A white background with the words 'The Lilac Review' in the centre. The words are surrounded by various shapes in shades of blue and purple.

What will the Lilac Review do?

The Lilac Review will undertake extensive research into the challenges and opportunities faced by disabled-led businesses.

The Lilac Review will deliver the following in its first two years:

  1. Undertake research with a wide variety of stakeholders – including disabled entrepreneurs and the wider business community - to understand the challenges and opportunities in-depth, as well as shape an action plan to drive change
  2. Lead a rallying call for meaningful action – across businesses large and small, business organisations, charities, and the public sector to commit to meaningful change, particularly where change is needed within the business support landscape
  3. Develop and share best-practice materials – including a toolkit for all organisations engaging with entrepreneurs, to ensure support is as accessible and inclusive as possible

Who is involved in the Lilac Review?

The Lilac Review is being spearheaded by Small Business Britain, with support from the UK Government.

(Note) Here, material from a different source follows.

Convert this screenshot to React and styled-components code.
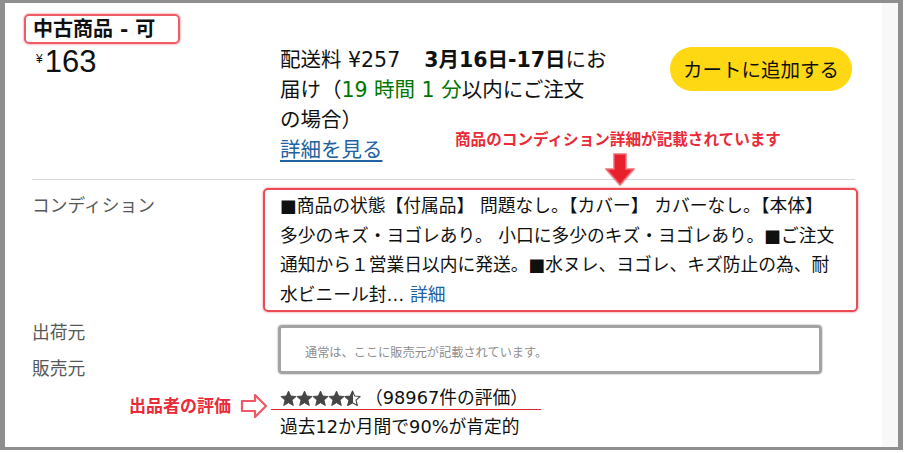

Jointly chaired by Victoria Jenkins, Founder and CEO, Unhidden, Kevin Hollinrake MP, Minister for Enterprise, Markets and Small Business, and Mims Davies MP, Minister for Disabled People, Health and Work, the Lilac Review will be governed by a Steering Board including disabled founders, as well as representatives from the wider business community and UK Government.

Why is the Lilac Review needed?

Estimates suggests that improving opportunity for disabled founders could unlock an additional £230 billion for the UK economy . Disabled entrepreneurs currently account for approximately 25% of the nation’s 5.5 million small businesses.

The need for the Lilac Review was highlighted by the ‘Disability and Entrepreneurship report’, launched by Small Business Britain in March 2023 in partnership with Lloyds Bank.

Consulting over 500 disabled founders across the UK - in one of the largest studies of its kind – the report found disabled entrepreneurs face significant barriers to start and grow businesses, such as higher start-up costs, challenges accessing funding and support, as well as a lack of credit by wider society.

For example over half of disabled founders said they had no external support when starting up, 72 per cent lacked appropriate role models to guide them and 55 per cent received no financial support.

Earlier research from Access to Funding also shows that 84 per cent of disabled founders don’t feel they have equal access to the same opportunities and resources as non-disabled founders , and face an additional £570 per month on average in costs due to the ‘disability price tag’ before business costs.

The Disability and Entrepreneurship report also showed that many disabled-founders over-index on the skills needed due to their lived experience, such as agility, creativity, resilience and problem-solving, with 35% say their disability has positively impacted them as an entrepreneur.